JAKARTA - Menteri Keuangan (Menkeu) Sri Mulyani Indrawati menyoroti fluktuasi pungutan ekspor (PE) dan bea keluar (BK) yang sangat dinamis dalam pengalokasian Dana Bagi Hasil (DBH) sawit. Tidak hanya untuk mendapatkan penerimaan, tetapi PE dan BK juga menjadi instrumen fiskal untuk tujuan lain.

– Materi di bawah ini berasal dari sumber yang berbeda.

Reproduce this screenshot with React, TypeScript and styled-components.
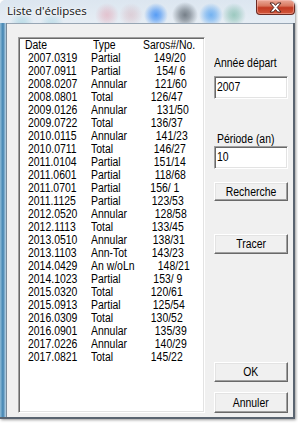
import React from "react";
import styled, { createGlobalStyle } from "styled-components";

const Global = createGlobalStyle`
  html, body { margin: 0; padding: 0; background: #ffffff; overflow: hidden; }
  #root { width: 298px; height: 423px; }
`;

const UI_FONT = `"Liberation Sans", Arial, sans-serif`;

const Window = styled.div`
  width: 295px;
  height: 419px;
  display: flex;
  flex-direction: column;
  border-radius: 6px 6px 0 0;
  overflow: hidden;
  box-shadow: 1px 1px 3px rgba(0, 0, 0, 0.4);
  background: #d6e3ef;
`;

const blob = (x: number, y: number, c: string, a: number, r: number) =>
  `radial-gradient(circle at ${x}px ${y}px, rgba(${c}, ${a}) 0, rgba(${c}, ${a * 0.7}) ${r * 0.4}px, rgba(${c}, 0) ${r}px)`;

const TitleBar = styled.div`
  height: 23px;
  flex: none;
  display: flex;
  align-items: flex-start;
  justify-content: space-between;
  background:
    ${blob(107, 15, "226, 120, 140", 0.35, 12)},
    ${blob(131, 15, "205, 135, 145", 0.28, 12)},
    ${blob(156, 15, "40, 130, 245", 0.75, 12)},
    ${blob(185, 15, "60, 70, 80", 0.65, 13)},
    ${blob(211, 15, "40, 140, 240", 0.6, 12)},
    ${blob(234, 15, "70, 160, 130", 0.45, 12)},
    ${blob(22, 24, "90, 180, 200", 0.3, 12)},
    ${blob(52, 24, "90, 180, 200", 0.25, 12)},
    linear-gradient(#dce6f0, #e6edf4);
`;

const Title = styled.div`
  margin: 4px 0 0 7px;
  font-family: "Open Sans", "Noto Sans", sans-serif;
  font-size: 11.5px;
  line-height: 14px;
  color: #111;
  text-shadow: 0 0 4px #fff, 0 0 2px #fff;
`;

const CloseButton = styled.div`
  width: 39px;
  height: 15px;
  box-sizing: border-box;
  display: flex;
  align-items: center;
  justify-content: center;
  border: 1px solid #6b2a22;
  border-top: none;
  border-radius: 0 0 4px 4px;
  background: linear-gradient(#eaa999 0%, #d9785f 42%, #c23a22 55%, #d3583c 100%);
  box-shadow: inset 0 0 0 1px rgba(255, 200, 190, 0.45);
`;

const Main = styled.div`
  flex: 1;
  display: flex;
  min-height: 0;
`;

const LeftFrame = styled.div`
  width: 6px;
  flex: none;
  background: linear-gradient(90deg, #8fbcd8 0, #3f82b0 50%, #bcd4e6 100%);
  border-right: 1px solid #7a8a99;
`;

const RightFrame = styled.div`
  width: 2px;
  flex: none;
  background: #5a6470;
`;

const Client = styled.div`
  flex: 1;
  display: flex;
  gap: 9px;
  padding: 13px 5px 4px 11px;
  border-top: 1px solid #98a6b4;
  background: #f0f0f0;
  font-family: ${UI_FONT};
  font-size: 12px;
  color: #000;
`;

const BottomEdge = styled.div`
  height: 2px;
  flex: none;
  background: #5a6470;
`;

const ListBox = styled.div`
  width: 187px;
  box-sizing: border-box;
  background: #fff;
  border: 1px solid;
  border-color: #a0a0a0 #ffffff #ffffff #a0a0a0;
  box-shadow: inset 1px 1px 0 #696969, inset -1px -1px 0 #e3e3e3;
  padding: 1px 1px;
`;

/* narrow dialog font: Arial metrics, condensed horizontally */
const Txt = styled.span<{ $origin?: "left" | "center" | "right" }>`
  display: inline-block;
  white-space: pre;
  transform: scaleX(0.87);
  transform-origin: ${(p) =>
    p.$origin === "center" ? "50% 50%" : p.$origin === "right" ? "100% 50%" : "0 50%"};
`;

const HeaderRow = styled.div`
  display: grid;
  grid-template-columns: 68px 50px 1fr;
  padding-left: 5px;
  height: 13px;
  line-height: 13px;
`;

const Row = styled.div`
  display: grid;
  grid-template-columns: 71px 55px 1fr;
  height: 13px;
  line-height: 13px;
`;

const DateCell = styled.span`
  padding-left: 8px;
`;

const SarosCell = styled.span<{ $end: number }>`
  text-align: right;
  padding-right: ${(p) => p.$end}px;
`;

const Side = styled.div`
  width: 74px;
  display: flex;
  flex-direction: column;
`;

const Label = styled.div<{ $indent?: number; $top: number }>`
  height: 13px;
  line-height: 13px;
  margin-top: ${(p) => p.$top}px;
  padding-left: ${(p) => p.$indent ?? 0}px;
`;

const Field = styled.div<{ $top: number }>`
  height: 23px;
  box-sizing: border-box;
  margin-top: ${(p) => p.$top}px;
  background: #fff;
  border: 1px solid;
  border-color: #a0a0a0 #ffffff #ffffff #a0a0a0;
  box-shadow: inset 1px 1px 0 #696969, inset -1px -1px 0 #e3e3e3;
  padding: 3px 2px;
  line-height: 15px;
`;

const Button = styled.div<{ $top: number; $h?: number }>`
  height: ${(p) => p.$h ?? 20}px;
  box-sizing: border-box;
  margin-top: ${(p) => p.$top}px;
  display: flex;
  align-items: center;
  justify-content: center;
  background: #f0f0f0;
  border: 1px solid;
  border-color: #ffffff #696969 #696969 #ffffff;
  box-shadow: inset -1px -1px 0 #a0a0a0, inset 1px 1px 0 #e3e3e3;
`;

const Spacer = styled.div`
  flex: 1;
`;

// e = page x where the saros text ink ends
type Ecl = { d: string; t: string; s: string; e: number };

const rows: Ecl[] = [
  { d: "2007.0319", t: "Partial", s: "149/20", e: 185 },
  { d: "2007.0911", t: "Partial", s: "154/ 6", e: 185 },
  { d: "2008.0207", t: "Annular", s: "121/60", e: 186 },
  { d: "2008.0801", t: "Total", s: "126/47", e: 182 },
  { d: "2009.0126", t: "Annular", s: "131/50", e: 188 },
  { d: "2009.0722", t: "Total", s: "136/37", e: 182 },
  { d: "2010.0115", t: "Annular", s: "141/23", e: 187 },
  { d: "2010.0711", t: "Total", s: "146/27", e: 185 },
  { d: "2011.0104", t: "Partial", s: "151/14", e: 185 },
  { d: "2011.0601", t: "Partial", s: "118/68", e: 185 },
  { d: "2011.0701", t: "Partial", s: "156/ 1", e: 176 },
  { d: "2011.1125", t: "Partial", s: "123/53", e: 183 },
  { d: "2012.0520", t: "Annular", s: "128/58", e: 186 },
  { d: "2012.1113", t: "Total", s: "133/45", e: 183 },
  { d: "2013.0510", t: "Annular", s: "138/31", e: 184 },
  { d: "2013.1103", t: "Ann-Tot", s: "143/23", e: 183 },
  { d: "2014.0429", t: "An w/oLn", s: "148/21", e: 189 },
  { d: "2014.1023", t: "Partial", s: "153/ 9", e: 182 },
  { d: "2015.0320", t: "Total", s: "120/61", e: 182 },
  { d: "2015.0913", t: "Partial", s: "125/54", e: 184 },
  { d: "2016.0309", t: "Total", s: "130/52", e: 182 },
  { d: "2016.0901", t: "Annular", s: "135/39", e: 186 },
  { d: "2017.0226", t: "Annular", s: "140/29", e: 186 },
  { d: "2017.0821", t: "Total", s: "145/22", e: 182 },
];

// the rows' right edge sits at page x = 203
const ROW_RIGHT = 203;

function CloseGlyph() {
  return (
    <svg width="15" height="11" viewBox="0 0 15 11">
      <path
        d="M2 1 L5.4 1 L7.5 3.4 L9.6 1 L13 1 L9.2 5.5 L13 10 L9.6 10 L7.5 7.6 L5.4 10 L2 10 L5.8 5.5 Z"
        fill="#ffffff"
        stroke="#4e2420"
        strokeWidth="1"
        strokeLinejoin="round"
      />
    </svg>
  );
}

export default function App() {
  return (
    <>
      <Global />
      <Window>
        <TitleBar>
          <Title>Liste d'éclipses</Title>
          <CloseButton>
            <CloseGlyph />
          </CloseButton>
        </TitleBar>
        <Main>
          <LeftFrame />
          <Client>
            <ListBox>
              <HeaderRow>
                <Txt>Date</Txt>
                <Txt>Type</Txt>
                <Txt>Saros#/No.</Txt>
              </HeaderRow>
              {rows.map((r) => (
                <Row key={r.d}>
                  <DateCell>
                    <Txt>{r.d}</Txt>
                  </DateCell>
                  <Txt>{r.t}</Txt>
                  <SarosCell $end={ROW_RIGHT - r.e - 0.6}>
                    <Txt $origin="right">{r.s}</Txt>
                  </SarosCell>
                </Row>
              ))}
            </ListBox>
            <Side>
              <Label $top={20}>
                <Txt>Année départ</Txt>
              </Label>
              <Field $top={6}>
                <Txt>2007</Txt>
              </Field>
              <Label $top={34} $indent={3}>
                <Txt>Période (an)</Txt>
              </Label>
              <Field $top={0}>
                <Txt>10</Txt>
              </Field>
              <Button $top={13} $h={19}>
                <Txt $origin="center">Recherche</Txt>
              </Button>
              <Button $top={33}>
                <Txt $origin="center">Tracer</Txt>
              </Button>
              <Spacer />
              <Button $top={0}>
                <Txt $origin="center">OK</Txt>
              </Button>
              <Button $top={10} $h={21}>
                <Txt $origin="center">Annuler</Txt>
              </Button>
            </Side>
          </Client>
          <RightFrame />
        </Main>
        <BottomEdge />
      </Window>
    </>
  );
}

"Seperti stabilisasi harga minyak goreng dalam negeri untuk menjaga dan memastikan pasok minyak goreng sendiri di dalam negeri, itu dilakukan langkah-langkah dimulai dari PE, BK, atau bahkan talangan ekspor," ujar Sri dalam Rapat Kerja (Raker) dengan Komisi XI DPR RI di Jakarta, Selasa (11/4/2023).
Menurutnya, tarif PE dan BK sangat dinamis mengikuti perubahan harga yang luar biasa fluktuatif. PE dan BK juga dipengaruhi saat pemerintah melakukan tindakan-tindakan untuk menjaga kepentingan supply dan demand dalam negeri.
"Kalau kita lihat pada tahun 2016 hingga 2022, harga dari Crude Palm Oil (CPO) melonjak di 2022 pada saat terjadi perang, dan kemudian drop lagi. Tarif PE-nya mengalami penurunan pada November 2018 hingga November 2019 0%, BK juga 0%, dan naik pada saat harga sangat tinggi, lalu drop lagi pada saat melakukan stabilisasi supply demand pada Juli-November 2022," kata Sri.
Dengan demikian, penerimaan PE dan BK juga akan fluktuatif. Misal, pada 2015 sebesar Rp6,9 triliun, naik ke Rp14,4 triliun pada 2018, namun menurun drastis ke Rp0 pada 2019 karena tarif PE 0 sepanjang tahun.
"Makanya nanti kalau disebutkan ada minimum alokasi, walaupun nanti tidak ada penerimaan, berarti APBN harus menyediakan minimal Rp3 triliun saat penerimaannya itu Rp0 seperti yang terjadi di tahun 2019," ucap Sri.